> _Exercise brief_
In the listing that follows, count every line with the word "screenshot" in it and write only the total.

> _Excerpted data_
━━━━━━━━

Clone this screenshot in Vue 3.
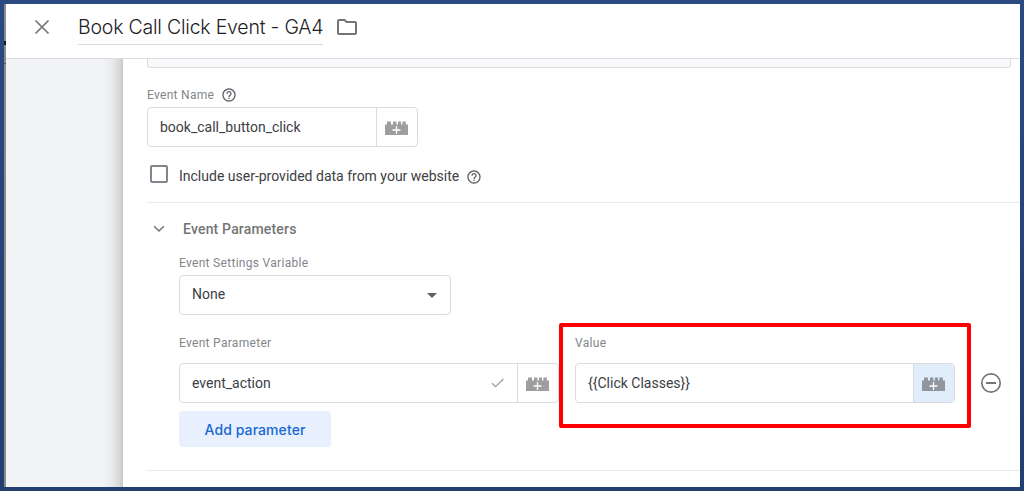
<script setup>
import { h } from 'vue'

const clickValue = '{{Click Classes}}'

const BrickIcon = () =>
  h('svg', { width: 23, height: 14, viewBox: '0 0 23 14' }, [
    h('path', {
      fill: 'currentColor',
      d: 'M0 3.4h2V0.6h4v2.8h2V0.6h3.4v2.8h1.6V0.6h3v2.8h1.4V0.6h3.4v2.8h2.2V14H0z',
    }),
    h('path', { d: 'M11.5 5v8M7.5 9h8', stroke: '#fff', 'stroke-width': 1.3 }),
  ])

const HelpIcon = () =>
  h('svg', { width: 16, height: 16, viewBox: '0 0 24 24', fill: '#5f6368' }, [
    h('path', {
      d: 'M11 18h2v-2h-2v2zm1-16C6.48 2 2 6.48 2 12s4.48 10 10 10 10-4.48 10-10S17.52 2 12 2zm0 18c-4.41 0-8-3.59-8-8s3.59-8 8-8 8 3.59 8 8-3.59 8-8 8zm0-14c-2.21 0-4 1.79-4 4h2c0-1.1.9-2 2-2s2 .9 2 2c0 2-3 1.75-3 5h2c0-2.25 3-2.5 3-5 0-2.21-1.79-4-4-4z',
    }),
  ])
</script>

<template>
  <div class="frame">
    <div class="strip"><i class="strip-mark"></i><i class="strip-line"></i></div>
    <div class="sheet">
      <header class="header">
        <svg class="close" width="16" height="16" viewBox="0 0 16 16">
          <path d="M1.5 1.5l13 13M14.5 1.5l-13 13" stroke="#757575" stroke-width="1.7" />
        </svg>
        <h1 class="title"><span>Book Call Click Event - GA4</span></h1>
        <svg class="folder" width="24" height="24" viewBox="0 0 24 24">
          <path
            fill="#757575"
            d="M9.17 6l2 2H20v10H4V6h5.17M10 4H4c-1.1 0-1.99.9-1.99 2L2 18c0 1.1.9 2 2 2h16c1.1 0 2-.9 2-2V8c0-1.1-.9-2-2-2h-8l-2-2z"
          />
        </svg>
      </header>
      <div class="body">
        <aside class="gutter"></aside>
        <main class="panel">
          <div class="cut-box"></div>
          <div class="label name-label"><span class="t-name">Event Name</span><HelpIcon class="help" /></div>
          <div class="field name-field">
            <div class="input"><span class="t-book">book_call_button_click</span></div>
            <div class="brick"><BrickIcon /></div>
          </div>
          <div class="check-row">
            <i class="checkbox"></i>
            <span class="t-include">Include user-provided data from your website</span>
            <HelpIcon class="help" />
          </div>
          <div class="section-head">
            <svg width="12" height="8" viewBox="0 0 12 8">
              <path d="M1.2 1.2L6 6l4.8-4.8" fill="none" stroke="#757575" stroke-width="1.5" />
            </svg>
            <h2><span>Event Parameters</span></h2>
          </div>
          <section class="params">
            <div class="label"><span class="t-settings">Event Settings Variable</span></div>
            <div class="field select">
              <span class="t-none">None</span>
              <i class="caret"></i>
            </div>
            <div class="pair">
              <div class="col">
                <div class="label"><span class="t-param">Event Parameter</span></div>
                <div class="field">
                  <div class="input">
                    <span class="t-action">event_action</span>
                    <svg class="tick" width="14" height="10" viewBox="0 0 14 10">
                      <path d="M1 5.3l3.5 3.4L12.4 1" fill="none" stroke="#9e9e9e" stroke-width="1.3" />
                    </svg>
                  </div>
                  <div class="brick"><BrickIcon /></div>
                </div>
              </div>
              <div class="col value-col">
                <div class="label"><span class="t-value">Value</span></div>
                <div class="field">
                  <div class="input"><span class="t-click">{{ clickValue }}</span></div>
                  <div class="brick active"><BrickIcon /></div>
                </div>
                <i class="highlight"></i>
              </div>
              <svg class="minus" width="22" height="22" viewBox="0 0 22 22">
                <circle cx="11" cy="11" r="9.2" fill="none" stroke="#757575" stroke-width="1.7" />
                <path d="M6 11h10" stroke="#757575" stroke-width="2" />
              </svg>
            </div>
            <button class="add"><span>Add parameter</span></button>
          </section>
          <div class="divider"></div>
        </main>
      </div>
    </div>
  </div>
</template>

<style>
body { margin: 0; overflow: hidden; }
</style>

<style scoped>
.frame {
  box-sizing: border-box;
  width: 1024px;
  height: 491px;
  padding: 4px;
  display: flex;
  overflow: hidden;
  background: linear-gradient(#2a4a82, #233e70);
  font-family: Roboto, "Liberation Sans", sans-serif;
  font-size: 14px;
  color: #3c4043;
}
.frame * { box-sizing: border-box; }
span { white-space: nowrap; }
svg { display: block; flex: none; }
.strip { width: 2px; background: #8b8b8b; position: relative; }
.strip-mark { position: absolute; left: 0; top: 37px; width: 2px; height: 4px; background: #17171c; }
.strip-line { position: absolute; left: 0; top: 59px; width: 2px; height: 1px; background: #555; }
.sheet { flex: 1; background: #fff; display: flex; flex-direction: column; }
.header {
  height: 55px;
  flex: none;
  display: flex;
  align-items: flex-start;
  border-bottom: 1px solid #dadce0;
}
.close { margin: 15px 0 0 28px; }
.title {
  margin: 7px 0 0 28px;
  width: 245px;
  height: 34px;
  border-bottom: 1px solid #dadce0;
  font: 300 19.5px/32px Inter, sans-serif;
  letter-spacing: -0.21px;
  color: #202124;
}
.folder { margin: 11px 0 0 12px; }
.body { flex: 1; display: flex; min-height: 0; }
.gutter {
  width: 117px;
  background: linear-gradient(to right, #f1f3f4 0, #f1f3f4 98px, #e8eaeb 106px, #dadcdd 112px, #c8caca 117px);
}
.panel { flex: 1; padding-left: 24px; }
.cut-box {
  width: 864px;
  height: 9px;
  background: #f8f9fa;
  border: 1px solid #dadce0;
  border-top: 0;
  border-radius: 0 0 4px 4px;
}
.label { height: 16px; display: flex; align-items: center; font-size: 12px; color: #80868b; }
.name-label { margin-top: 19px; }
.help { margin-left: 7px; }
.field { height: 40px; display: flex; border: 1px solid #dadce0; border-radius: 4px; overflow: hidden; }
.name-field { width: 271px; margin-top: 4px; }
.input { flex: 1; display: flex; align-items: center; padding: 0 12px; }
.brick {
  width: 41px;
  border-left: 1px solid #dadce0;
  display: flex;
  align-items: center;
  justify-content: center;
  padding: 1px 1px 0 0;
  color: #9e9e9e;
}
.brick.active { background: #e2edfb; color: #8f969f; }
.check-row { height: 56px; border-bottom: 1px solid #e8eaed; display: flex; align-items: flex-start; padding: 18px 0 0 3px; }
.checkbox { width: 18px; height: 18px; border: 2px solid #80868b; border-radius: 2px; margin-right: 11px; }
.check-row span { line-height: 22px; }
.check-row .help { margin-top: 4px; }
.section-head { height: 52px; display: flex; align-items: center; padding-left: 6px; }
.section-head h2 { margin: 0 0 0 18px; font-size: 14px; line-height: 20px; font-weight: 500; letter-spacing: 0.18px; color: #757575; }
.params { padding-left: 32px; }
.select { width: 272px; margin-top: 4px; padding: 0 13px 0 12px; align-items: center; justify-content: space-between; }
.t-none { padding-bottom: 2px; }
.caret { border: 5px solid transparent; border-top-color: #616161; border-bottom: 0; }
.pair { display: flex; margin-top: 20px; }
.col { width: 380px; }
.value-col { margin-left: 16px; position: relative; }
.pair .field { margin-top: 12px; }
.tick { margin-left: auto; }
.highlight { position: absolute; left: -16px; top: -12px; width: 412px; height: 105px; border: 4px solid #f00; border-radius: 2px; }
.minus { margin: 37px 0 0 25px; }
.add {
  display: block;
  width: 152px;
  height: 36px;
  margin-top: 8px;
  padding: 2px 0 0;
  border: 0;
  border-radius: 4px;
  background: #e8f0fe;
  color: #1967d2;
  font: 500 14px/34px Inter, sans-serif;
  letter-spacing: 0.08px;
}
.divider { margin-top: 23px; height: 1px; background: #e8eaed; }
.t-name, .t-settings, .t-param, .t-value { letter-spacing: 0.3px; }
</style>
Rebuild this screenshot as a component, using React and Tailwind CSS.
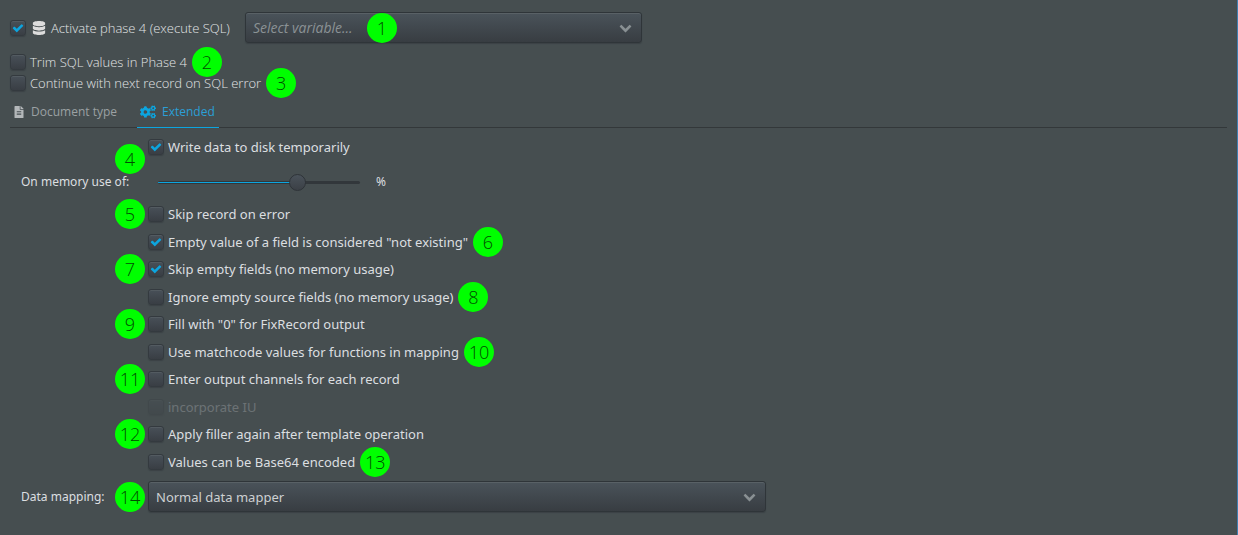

━━━━━━━━

> _Answer to this exercise_
2